Copy out the listing in full, exactly as written, but not its pictures.

>> Begin DATASET EXCERPT

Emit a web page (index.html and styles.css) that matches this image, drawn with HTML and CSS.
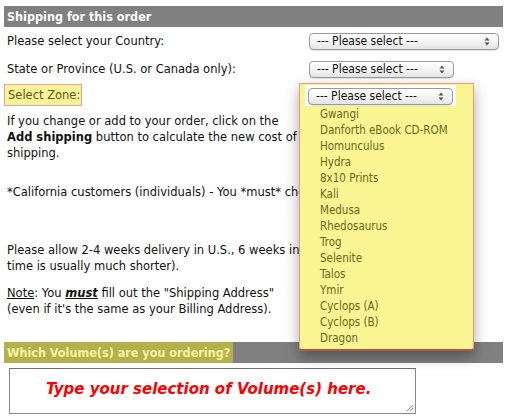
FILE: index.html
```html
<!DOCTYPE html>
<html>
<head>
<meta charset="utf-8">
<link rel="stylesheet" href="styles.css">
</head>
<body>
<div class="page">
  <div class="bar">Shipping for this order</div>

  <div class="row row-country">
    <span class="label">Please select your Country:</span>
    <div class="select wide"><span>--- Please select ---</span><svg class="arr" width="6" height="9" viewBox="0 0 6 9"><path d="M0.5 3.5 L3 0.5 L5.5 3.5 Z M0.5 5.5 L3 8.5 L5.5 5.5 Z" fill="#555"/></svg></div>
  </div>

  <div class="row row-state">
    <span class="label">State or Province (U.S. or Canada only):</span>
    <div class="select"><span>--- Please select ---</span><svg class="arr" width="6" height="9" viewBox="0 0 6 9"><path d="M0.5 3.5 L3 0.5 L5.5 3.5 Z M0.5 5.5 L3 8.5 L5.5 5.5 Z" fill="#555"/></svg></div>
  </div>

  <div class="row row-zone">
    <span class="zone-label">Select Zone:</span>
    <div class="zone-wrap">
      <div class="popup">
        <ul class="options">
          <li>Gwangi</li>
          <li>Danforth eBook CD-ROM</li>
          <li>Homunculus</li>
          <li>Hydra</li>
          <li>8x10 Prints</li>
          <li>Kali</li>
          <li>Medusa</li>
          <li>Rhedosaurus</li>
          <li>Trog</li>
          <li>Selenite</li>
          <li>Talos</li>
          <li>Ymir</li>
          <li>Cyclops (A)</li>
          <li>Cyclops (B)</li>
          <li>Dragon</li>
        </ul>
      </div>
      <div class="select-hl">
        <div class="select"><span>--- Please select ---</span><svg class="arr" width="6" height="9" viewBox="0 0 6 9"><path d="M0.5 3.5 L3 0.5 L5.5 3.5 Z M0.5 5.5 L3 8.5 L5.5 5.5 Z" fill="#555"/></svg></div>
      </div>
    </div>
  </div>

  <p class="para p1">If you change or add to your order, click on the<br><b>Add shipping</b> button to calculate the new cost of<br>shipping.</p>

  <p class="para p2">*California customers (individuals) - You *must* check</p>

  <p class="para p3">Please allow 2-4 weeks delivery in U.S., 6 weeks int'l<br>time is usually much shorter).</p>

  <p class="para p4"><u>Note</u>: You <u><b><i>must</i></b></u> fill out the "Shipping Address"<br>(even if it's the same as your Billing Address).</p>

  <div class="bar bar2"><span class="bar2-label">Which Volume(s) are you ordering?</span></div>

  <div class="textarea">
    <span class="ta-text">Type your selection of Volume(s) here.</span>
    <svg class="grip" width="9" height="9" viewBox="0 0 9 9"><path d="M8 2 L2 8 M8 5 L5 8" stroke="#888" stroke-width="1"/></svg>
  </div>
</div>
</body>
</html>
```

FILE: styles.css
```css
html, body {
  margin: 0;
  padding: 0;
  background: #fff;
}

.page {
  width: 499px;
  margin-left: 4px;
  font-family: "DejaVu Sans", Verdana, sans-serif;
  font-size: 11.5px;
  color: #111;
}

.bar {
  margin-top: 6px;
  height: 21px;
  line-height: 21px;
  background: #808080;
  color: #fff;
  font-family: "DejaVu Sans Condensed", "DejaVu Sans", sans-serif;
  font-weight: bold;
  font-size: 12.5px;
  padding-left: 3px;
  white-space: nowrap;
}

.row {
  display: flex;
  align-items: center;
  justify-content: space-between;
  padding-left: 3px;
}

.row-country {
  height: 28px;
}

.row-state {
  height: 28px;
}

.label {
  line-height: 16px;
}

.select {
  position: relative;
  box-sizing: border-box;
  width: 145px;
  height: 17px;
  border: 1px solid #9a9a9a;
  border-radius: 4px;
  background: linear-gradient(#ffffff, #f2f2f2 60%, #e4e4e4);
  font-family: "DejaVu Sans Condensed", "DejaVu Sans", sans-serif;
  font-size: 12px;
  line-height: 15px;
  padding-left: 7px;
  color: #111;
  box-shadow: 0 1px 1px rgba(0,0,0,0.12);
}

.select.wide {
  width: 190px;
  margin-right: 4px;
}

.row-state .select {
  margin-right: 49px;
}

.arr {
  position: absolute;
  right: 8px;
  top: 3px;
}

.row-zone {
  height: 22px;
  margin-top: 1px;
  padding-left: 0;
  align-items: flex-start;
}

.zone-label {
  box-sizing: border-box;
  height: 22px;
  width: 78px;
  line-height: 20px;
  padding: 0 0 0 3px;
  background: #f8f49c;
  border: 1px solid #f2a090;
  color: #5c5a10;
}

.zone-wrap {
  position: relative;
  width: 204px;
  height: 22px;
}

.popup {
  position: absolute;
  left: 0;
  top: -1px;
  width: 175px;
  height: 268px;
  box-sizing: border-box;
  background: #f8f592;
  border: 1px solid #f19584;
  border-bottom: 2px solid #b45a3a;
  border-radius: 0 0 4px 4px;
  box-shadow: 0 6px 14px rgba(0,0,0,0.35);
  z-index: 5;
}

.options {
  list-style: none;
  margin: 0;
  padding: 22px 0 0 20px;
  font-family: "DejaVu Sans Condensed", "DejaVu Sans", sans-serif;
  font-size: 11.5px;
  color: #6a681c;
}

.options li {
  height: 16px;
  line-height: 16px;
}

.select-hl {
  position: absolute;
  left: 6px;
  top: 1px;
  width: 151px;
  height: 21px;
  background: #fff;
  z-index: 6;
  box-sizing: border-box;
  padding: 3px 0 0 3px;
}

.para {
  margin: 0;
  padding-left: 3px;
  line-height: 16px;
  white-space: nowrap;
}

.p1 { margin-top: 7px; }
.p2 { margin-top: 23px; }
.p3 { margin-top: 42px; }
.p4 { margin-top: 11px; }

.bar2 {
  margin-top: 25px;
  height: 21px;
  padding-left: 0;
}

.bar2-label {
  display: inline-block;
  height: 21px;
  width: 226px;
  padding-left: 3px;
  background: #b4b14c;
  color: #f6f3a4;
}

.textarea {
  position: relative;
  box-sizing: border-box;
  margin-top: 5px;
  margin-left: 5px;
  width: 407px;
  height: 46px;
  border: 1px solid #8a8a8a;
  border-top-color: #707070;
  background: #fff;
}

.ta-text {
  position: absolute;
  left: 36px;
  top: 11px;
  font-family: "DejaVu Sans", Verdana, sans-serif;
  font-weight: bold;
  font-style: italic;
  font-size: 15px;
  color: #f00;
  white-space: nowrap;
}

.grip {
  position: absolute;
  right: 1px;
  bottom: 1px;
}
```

>> End DATASET EXCERPT

• _FULL SOLUTION_
Emit a web page (index.html and styles.css) that matches this image, drawn with HTML and CSS.
FILE: index.html
```html
<!DOCTYPE html>
<html>
<head>
<meta charset="utf-8">
<link rel="stylesheet" href="styles.css">
</head>
<body>
<div class="page">
  <div class="bar">Shipping for this order</div>

  <div class="row row-country">
    <span class="label">Please select your Country:</span>
    <div class="select wide"><span>--- Please select ---</span><svg class="arr" width="6" height="9" viewBox="0 0 6 9"><path d="M0.5 3.5 L3 0.5 L5.5 3.5 Z M0.5 5.5 L3 8.5 L5.5 5.5 Z" fill="#555"/></svg></div>
  </div>

  <div class="row row-state">
    <span class="label">State or Province (U.S. or Canada only):</span>
    <div class="select"><span>--- Please select ---</span><svg class="arr" width="6" height="9" viewBox="0 0 6 9"><path d="M0.5 3.5 L3 0.5 L5.5 3.5 Z M0.5 5.5 L3 8.5 L5.5 5.5 Z" fill="#555"/></svg></div>
  </div>

  <div class="row row-zone">
    <span class="zone-label">Select Zone:</span>
    <div class="zone-wrap">
      <div class="popup">
        <ul class="options">
          <li>Gwangi</li>
          <li>Danforth eBook CD-ROM</li>
          <li>Homunculus</li>
          <li>Hydra</li>
          <li>8x10 Prints</li>
          <li>Kali</li>
          <li>Medusa</li>
          <li>Rhedosaurus</li>
          <li>Trog</li>
          <li>Selenite</li>
          <li>Talos</li>
          <li>Ymir</li>
          <li>Cyclops (A)</li>
          <li>Cyclops (B)</li>
          <li>Dragon</li>
        </ul>
      </div>
      <div class="select-hl">
        <div class="select"><span>--- Please select ---</span><svg class="arr" width="6" height="9" viewBox="0 0 6 9"><path d="M0.5 3.5 L3 0.5 L5.5 3.5 Z M0.5 5.5 L3 8.5 L5.5 5.5 Z" fill="#555"/></svg></div>
      </div>
    </div>
  </div>

  <p class="para p1">If you change or add to your order, click on the<br><b>Add shipping</b> button to calculate the new cost of<br>shipping.</p>

  <p class="para p2">*California customers (individuals) - You *must* check</p>

  <p class="para p3">Please allow 2-4 weeks delivery in U.S., 6 weeks int'l<br>time is usually much shorter).</p>

  <p class="para p4"><u>Note</u>: You <u><b><i>must</i></b></u> fill out the "Shipping Address"<br>(even if it's the same as your Billing Address).</p>

  <div class="bar bar2"><span class="bar2-label">Which Volume(s) are you ordering?</span></div>

  <div class="textarea">
    <span class="ta-text">Type your selection of Volume(s) here.</span>
    <svg class="grip" width="9" height="9" viewBox="0 0 9 9"><path d="M8 2 L2 8 M8 5 L5 8" stroke="#888" stroke-width="1"/></svg>
  </div>
</div>
</body>
</html>
```

FILE: styles.css
```css
html, body {
  margin: 0;
  padding: 0;
  background: #fff;
}

.page {
  width: 499px;
  margin-left: 4px;
  font-family: "DejaVu Sans", Verdana, sans-serif;
  font-size: 11.5px;
  color: #111;
}

.bar {
  margin-top: 6px;
  height: 21px;
  line-height: 21px;
  background: #808080;
  color: #fff;
  font-family: "DejaVu Sans Condensed", "DejaVu Sans", sans-serif;
  font-weight: bold;
  font-size: 12.5px;
  padding-left: 3px;
  white-space: nowrap;
}

.row {
  display: flex;
  align-items: center;
  justify-content: space-between;
  padding-left: 3px;
}

.row-country {
  height: 28px;
}

.row-state {
  height: 28px;
}

.label {
  line-height: 16px;
}

.select {
  position: relative;
  box-sizing: border-box;
  width: 145px;
  height: 17px;
  border: 1px solid #9a9a9a;
  border-radius: 4px;
  background: linear-gradient(#ffffff, #f2f2f2 60%, #e4e4e4);
  font-family: "DejaVu Sans Condensed", "DejaVu Sans", sans-serif;
  font-size: 12px;
  line-height: 15px;
  padding-left: 7px;
  color: #111;
  box-shadow: 0 1px 1px rgba(0,0,0,0.12);
}

.select.wide {
  width: 190px;
  margin-right: 4px;
}

.row-state .select {
  margin-right: 49px;
}

.arr {
  position: absolute;
  right: 8px;
  top: 3px;
}

.row-zone {
  height: 22px;
  margin-top: 1px;
  padding-left: 0;
  align-items: flex-start;
}

.zone-label {
  box-sizing: border-box;
  height: 22px;
  width: 78px;
  line-height: 20px;
  padding: 0 0 0 3px;
  background: #f8f49c;
  border: 1px solid #f2a090;
  color: #5c5a10;
}

.zone-wrap {
  position: relative;
  width: 204px;
  height: 22px;
}

.popup {
  position: absolute;
  left: 0;
  top: -1px;
  width: 175px;
  height: 268px;
  box-sizing: border-box;
  background: #f8f592;
  border: 1px solid #f19584;
  border-bottom: 2px solid #b45a3a;
  border-radius: 0 0 4px 4px;
  box-shadow: 0 6px 14px rgba(0,0,0,0.35);
  z-index: 5;
}

.options {
  list-style: none;
  margin: 0;
  padding: 22px 0 0 20px;
  font-family: "DejaVu Sans Condensed", "DejaVu Sans", sans-serif;
  font-size: 11.5px;
  color: #6a681c;
}

.options li {
  height: 16px;
  line-height: 16px;
}

.select-hl {
  position: absolute;
  left: 6px;
  top: 1px;
  width: 151px;
  height: 21px;
  background: #fff;
  z-index: 6;
  box-sizing: border-box;
  padding: 3px 0 0 3px;
}

.para {
  margin: 0;
  padding-left: 3px;
  line-height: 16px;
  white-space: nowrap;
}

.p1 { margin-top: 7px; }
.p2 { margin-top: 23px; }
.p3 { margin-top: 42px; }
.p4 { margin-top: 11px; }

.bar2 {
  margin-top: 25px;
  height: 21px;
  padding-left: 0;
}

.bar2-label {
  display: inline-block;
  height: 21px;
  width: 226px;
  padding-left: 3px;
  background: #b4b14c;
  color: #f6f3a4;
}

.textarea {
  position: relative;
  box-sizing: border-box;
  margin-top: 5px;
  margin-left: 5px;
  width: 407px;
  height: 46px;
  border: 1px solid #8a8a8a;
  border-top-color: #707070;
  background: #fff;
}

.ta-text {
  position: absolute;
  left: 36px;
  top: 11px;
  font-family: "DejaVu Sans", Verdana, sans-serif;
  font-weight: bold;
  font-style: italic;
  font-size: 15px;
  color: #f00;
  white-space: nowrap;
}

.grip {
  position: absolute;
  right: 1px;
  bottom: 1px;
}
```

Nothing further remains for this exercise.